Naylor, who was Hill’s first strikeout victim, turned on a changeup and lined it over the right-field fence with two outs in the fourth. It was the third straight changeup Hill threw in the at-bat.
“I left it up,” Hill said. “I like the pitch call, I just didn’t execute it.”
It was a 1-1 count and Barnhart figured Naylor would be hunting fastball.
“So in that situation, fastball count, good fastball hitter, I thought we could possibly sneak another changeup in there and get soft contact or at least get him out of a predictable fastball count.”
It was the only pitch that missed his mark. Hill finished six innings in an efficient 78 pitches and left with a 2-1 lead.
“Just watching him go to work and prepare and have his dream come true,” manager AJ Hinch said. “For him to come out and methodically work through his day, super-composed, very poised, smart with how he went about his business, no anxiety at all — it was fun to see.
“Talking to some of the guys who were with him in the minor leagues, he has a very studious approach, controlled mannerisms — there’s a quiet intensity to him. He could’ve been in Erie. He could’ve been in Toledo. But he was here and it was all the same.”
Hill got a little help from his defense in the third inning. A lot of help.
Speedy Myles Straw was on first base with two outs. Twice he got huge jumps trying to steal second. Hill was bailed out by a foul ball on the first one. On the second, shortstop Javier Báez nearly bought him an out with a clever deke.
As Straw was barreling in to second base, Báez stood there stoically, as if no throw was coming. Then he made a snap grab and quick tag. Straw just barely got in.

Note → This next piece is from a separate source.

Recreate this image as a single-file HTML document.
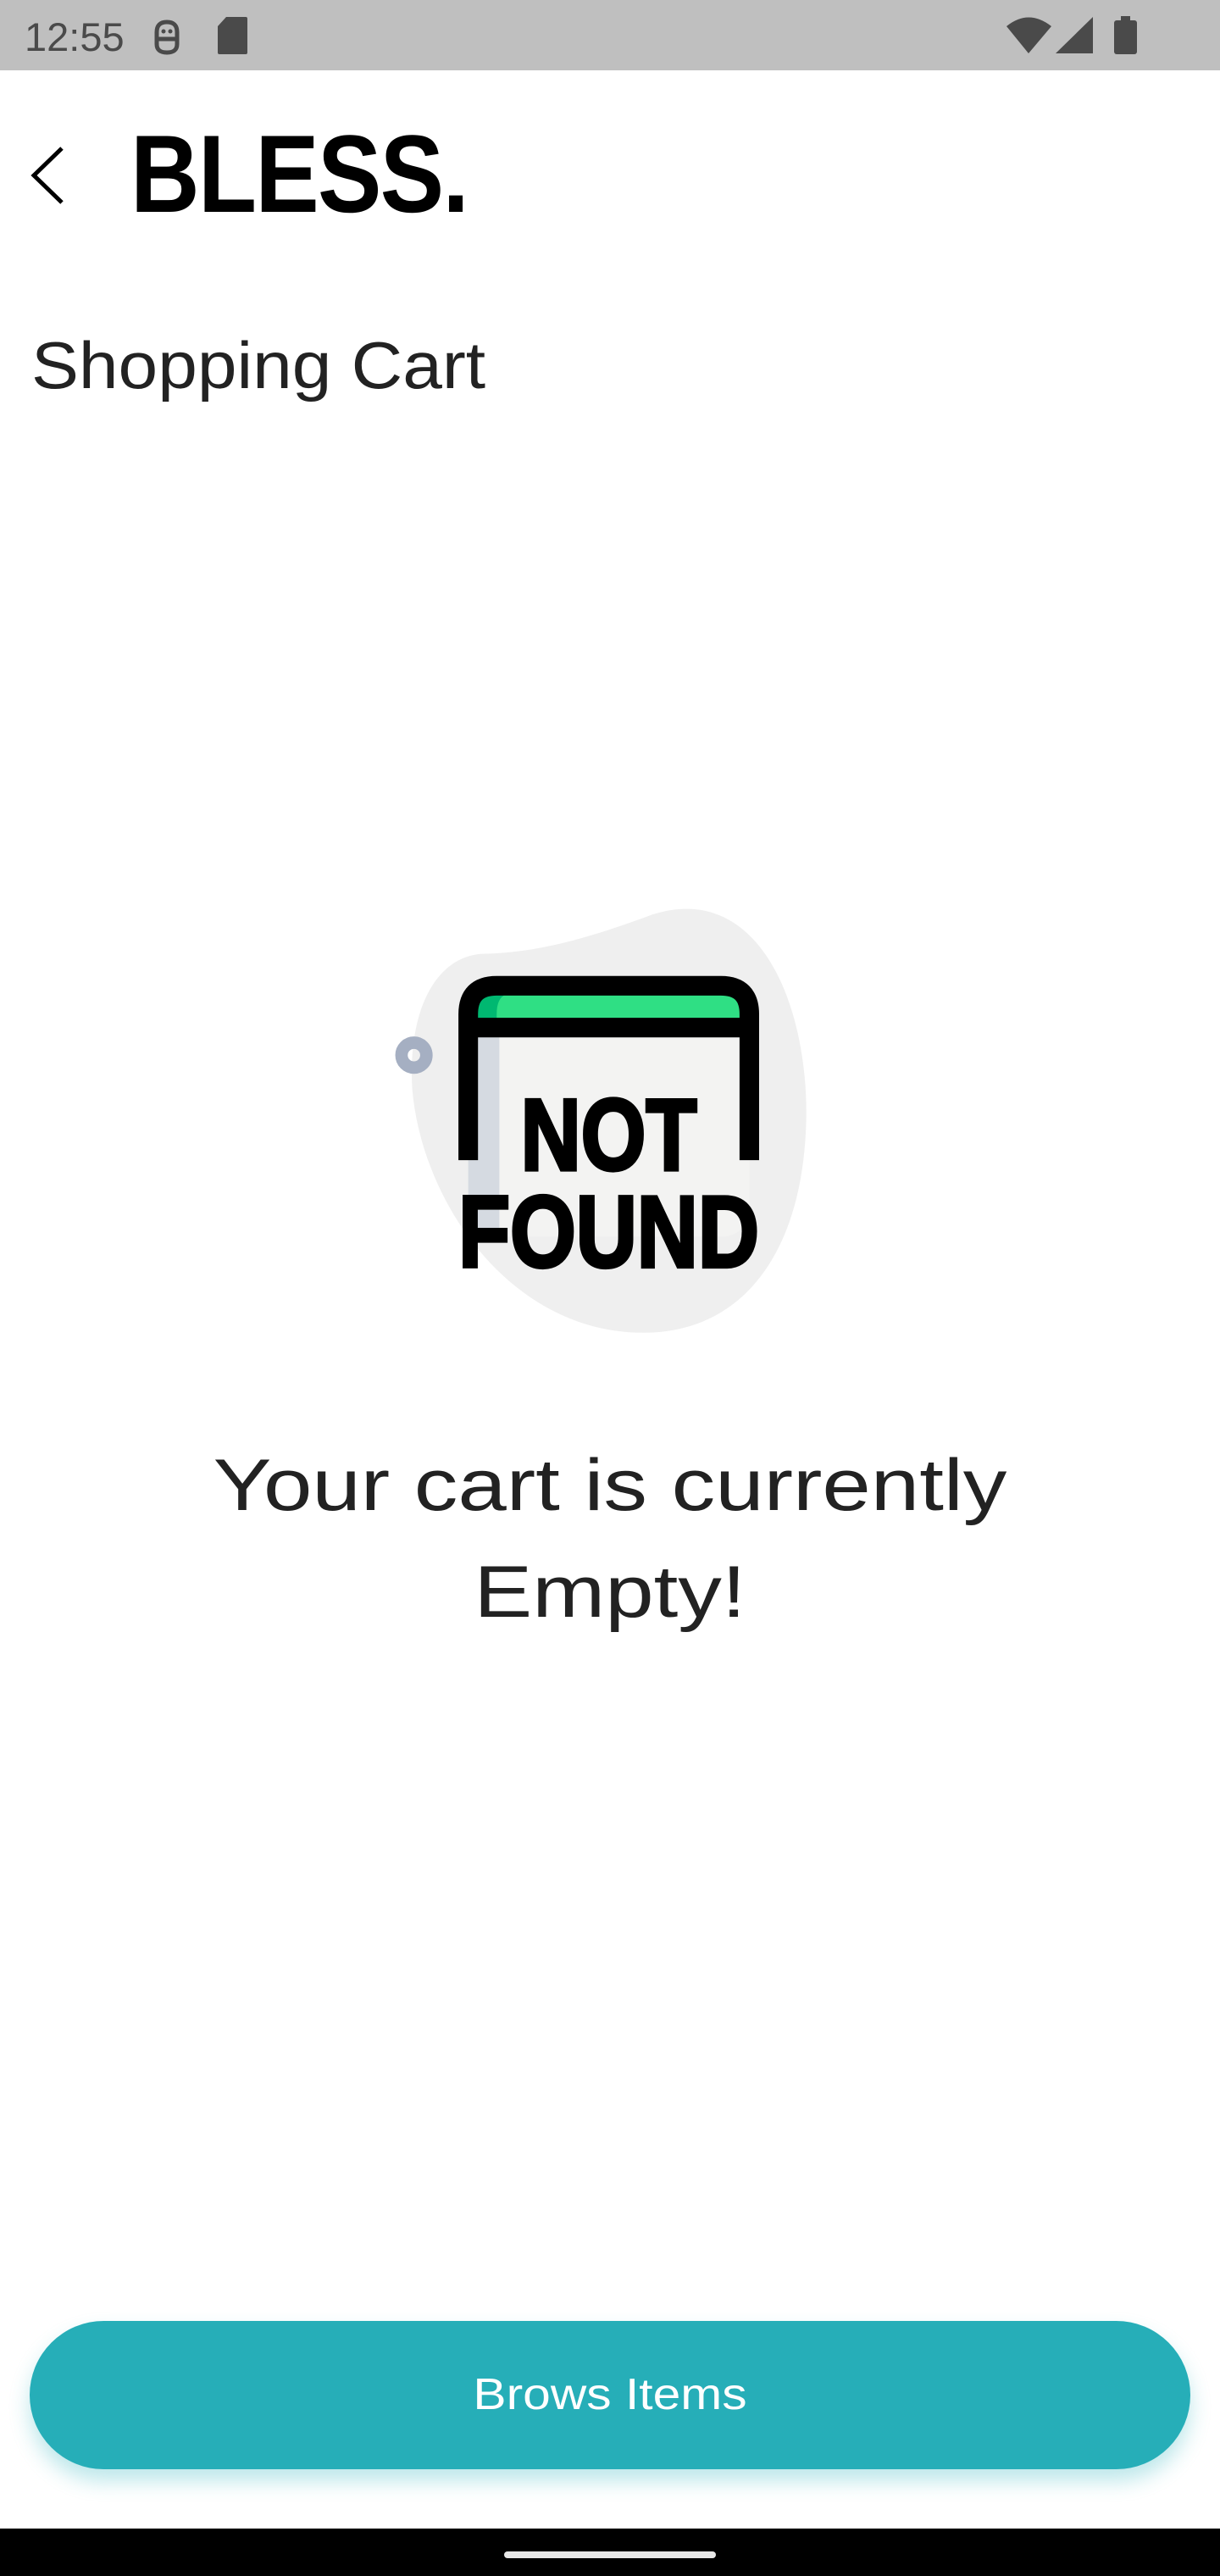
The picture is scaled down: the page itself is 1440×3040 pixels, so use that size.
<!DOCTYPE html>
<html><head><meta charset="utf-8"><style>
html,body{margin:0;padding:0;background:#fff;}
body{width:1440px;height:3040px;position:relative;overflow:hidden;font-family:"Liberation Sans",sans-serif;}
.abs{position:absolute;}
</style></head><body>
<div class="abs" style="left:0;top:0;width:1440px;height:83px;background:#bfbfbf;"></div>
<div class="abs" style="left:29px;top:14px;font-size:47px;color:#4a4a4a;line-height:60px;">12:55</div>
<svg class="abs" style="left:0;top:0" width="1440" height="83">
  <g fill="none" stroke="#4a4a4a" stroke-width="5">
    <path d="M185 38 Q185 26 197 26 Q209 26 209 38 V52 Q209 62 197 62 Q185 62 185 52 Z"/>
    <path d="M185 46 H209"/>
  </g>
  <circle cx="193" cy="37" r="2.5" fill="#4a4a4a"/><circle cx="201" cy="37" r="2.5" fill="#4a4a4a"/>
  <path d="M267 20 H290 Q292 20 292 22 V62 Q292 64 290 64 H259 Q257 64 257 62 V31 Z" fill="#4a4a4a"/>
  <path d="M1188 31 Q1214 10 1241 31 L1214 63 Z" fill="#4a4a4a"/>
  <path d="M1246 63 L1290 20 V63 Z" fill="#4a4a4a"/>
  <rect x="1315" y="24" width="27" height="40" rx="3" fill="#4a4a4a"/>
  <rect x="1323" y="19" width="11" height="6" fill="#4a4a4a"/>
</svg>
<svg class="abs" style="left:0;top:0" width="120" height="260"><path d="M73 175 L40 207 L73 239" fill="none" stroke="#000" stroke-width="5"/></svg>
<div class="abs" style="left:154px;top:130px;font-size:130px;font-weight:bold;line-height:150px;transform:scaleX(0.87);transform-origin:left top;color:#000;letter-spacing:-2px;">BLESS.</div>
<div class="abs" style="left:37px;top:381px;font-size:78px;line-height:100px;color:#222;transform:scaleX(1.075);transform-origin:left top;">Shopping Cart</div>
<svg class="abs" style="left:0;top:0" width="1440" height="1700">
 <g transform="translate(-6 0) translate(440 1052) scale(1.05) translate(-440 -1052)">
  <path d="M573 1122 C640 1120 700 1100 760 1078 C880 1040 935 1180 933 1307 C930 1460 860 1548 750 1548 C600 1548 500 1400 490 1273 C485 1180 520 1122 573 1122 Z" fill="#efefef"/>
  <rect x="553" y="1160" width="316" height="280" rx="30" fill="#f3f3f2"/>
  <rect x="553" y="1215" width="35" height="222" fill="#d5dae1"/>
  <path d="M563 1195 V1185 Q563 1168 580 1168 H842 Q859 1168 859 1185 V1195 Z" fill="#2fdf84"/>
  <path d="M563 1195 V1185 Q563 1168 580 1168 H595 Q585 1172 585 1190 V1195 Z" fill="#00b871"/>
  <path d="M553 1354 V1190 Q553 1158 585 1158 H837 Q869 1158 869 1190 V1354 M553 1205 H869" fill="none" stroke="#000" stroke-width="22"/>
  <circle cx="492" cy="1236" r="14" fill="none" stroke="#a5afc2" stroke-width="14"/>
  <text x="612" y="1365" font-family="Liberation Sans" font-weight="bold" font-size="114" textLength="198" lengthAdjust="spacingAndGlyphs" stroke="#000" stroke-width="4">NOT</text>
  <text x="542" y="1474" font-family="Liberation Sans" font-weight="bold" font-size="114" textLength="338" lengthAdjust="spacingAndGlyphs" stroke="#000" stroke-width="4">FOUND</text>
 </g>
</svg>
<div class="abs" style="left:0;top:1690px;width:1440px;text-align:center;font-size:86px;line-height:126px;color:#222;transform:scaleX(1.2);transform-origin:720px 0;">Your cart is currently<br>Empty!</div>
<div class="abs" style="left:35px;top:2739px;width:1370px;height:175px;border-radius:88px;background:#26aeb8;box-shadow:0 14px 24px rgba(38,174,184,0.3);"></div>
<div class="abs" style="left:0;top:2739px;width:1440px;height:175px;color:#fff;font-size:52px;line-height:175px;text-align:center;transform:scaleX(1.13);transform-origin:720px 0;">Brows Items</div>
<div class="abs" style="left:0;top:2984px;width:1440px;height:56px;background:#000;"></div>
<div class="abs" style="left:595px;top:3011px;width:250px;height:8px;border-radius:4px;background:#e8e8e8;"></div>
</body></html>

It looked like a big play when Steven Kwan lined a single to left and Straw was ruled safe at the plate, beating the throw from left fielder Robbie Grossman.
Barnhart immediately moved to the Tigers’ dugout to challenge the call. He was right. Barnhart made an incredible tag, contorting his body and lunging at Straw, tagging him on the hip. Straw thing not to slide.
“When I dove back to tag him I just felt something,” Barnhart said. “With where I was when I caught the ball, so far up the line, if I did tag him he was going to be out because he couldn’t have gotten to the plate before then.
“I didn’t know if I got him but I wanted AJ to look and see. My glove was just big enough.”
Hinch said bench coach George Lombard and outfield coach Gary Jones had moved Grossman in two or three steps just before Kwan lined the single.
“Sure enough, Kwan hit the ball right at him and it was the difference in getting the out,” Hinch said.
The Tigers scored twice in the first inning against Cleveland starter Zach Plesac. With Riley Greene (walk) and Willi Castro (single) at second and third, Miguel Cabrera lined a single to left, scoring both. It was career hit No. 3,060 for Cabrera, tying him for 25th all-time with Craig Biggio.
The two RBIs put Cabrera in a tie with Manny Ramirez for 18th place all-time (1,831).
Jonathan Schoop, who came into the game hitting .191 and was in a 3 for 24 rut, banged out four singles and scored the Tigers’ third and fourth runs.
“He’s been itching to contribute,” Hinch said. “His defense has been spectacular but his offensive contribution needs to come and he knows that.”
Schoop used his legs, too. in the seventh he stole second (his second stolen base of the season) and advanced to third on a flyout to center by Greene and he scored on a two-out, broken-bat single to center by Báez.
In the eighth, he scored from first on a double into the left-field corner by Barnhart. It was just Barnhart’s eighth hit and second RBI of the season batting right-handed.
The Guardians didn’t get a hit after Naylor’s homer. Relievers Andrew Chafin (four outs), Michael Fulmer (two outs in five pitches) and Gregory Soto (two walks), who earned his 16th save, finished it off.
“It’s so much fun to be a part of debuts like that,” Barnhart said. “It makes you think about your first, where you were, where you were at in your life. To be a part of those, in general, is awesome.
“But the way he handled it — it didn’t look to me like he let the day speed up in any way. I can’t say that about my debut. I felt so sped up, my mind was racing. It didn’ t even feel like I was playing. It was like an out-of-body experience. He carried himself the complete opposite.”